Chess Tournament Puzzle: When Do the Top Two Meet?
Chess Tournament Puzzle: When Do the Top Two Meet?
A knockout tournament poses a surprising question about randomness and ranking:
There are \(2^n\) players labeled \(1, 2, \ldots, 2^n\), ordered by strictly decreasing skill.
The best player is #1, second-best is #2, etc.
The tournament is single elimination, and pairings are random in each round.
Better player always wins.Question: What is the probability that players 1 and 2 will meet only in the final, not in any earlier round?

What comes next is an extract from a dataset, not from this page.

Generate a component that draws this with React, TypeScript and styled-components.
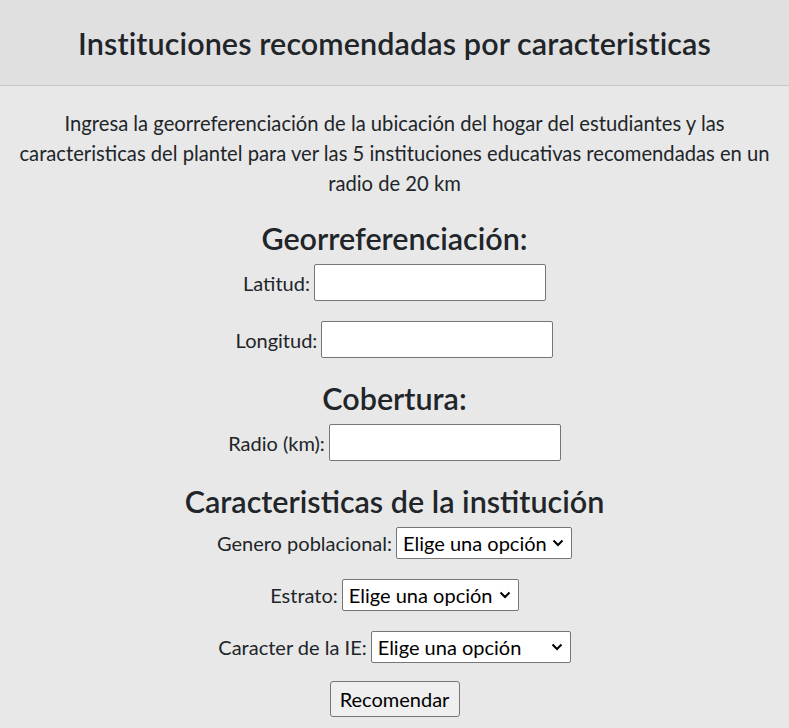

Step 1: Understand the Structure
- The tournament has \(n\) rounds (since \(2^n\) players are halved each time).
- Player 1 never loses.
- Player 2 loses only to Player 1.
- To meet in the final, they must be in opposite halves of the bracket throughout.
Each round’s pairings are randomized, so it’s not a fixed bracket.
Step 2: Key Insight
Think recursively: as long as players 1 and 2 avoid each other in every round until the final, they survive.
So the question becomes:
What’s the chance that 1 and 2 don’t get paired together in any round before the final?
Step 3: Derive the Formula
The total number of distinct matchups in a \(2^n\) tournament tree is:
\[ 2^n - 1 \]
Why? Because each match eliminates one player, and there are \(2^n - 1\) eliminations total.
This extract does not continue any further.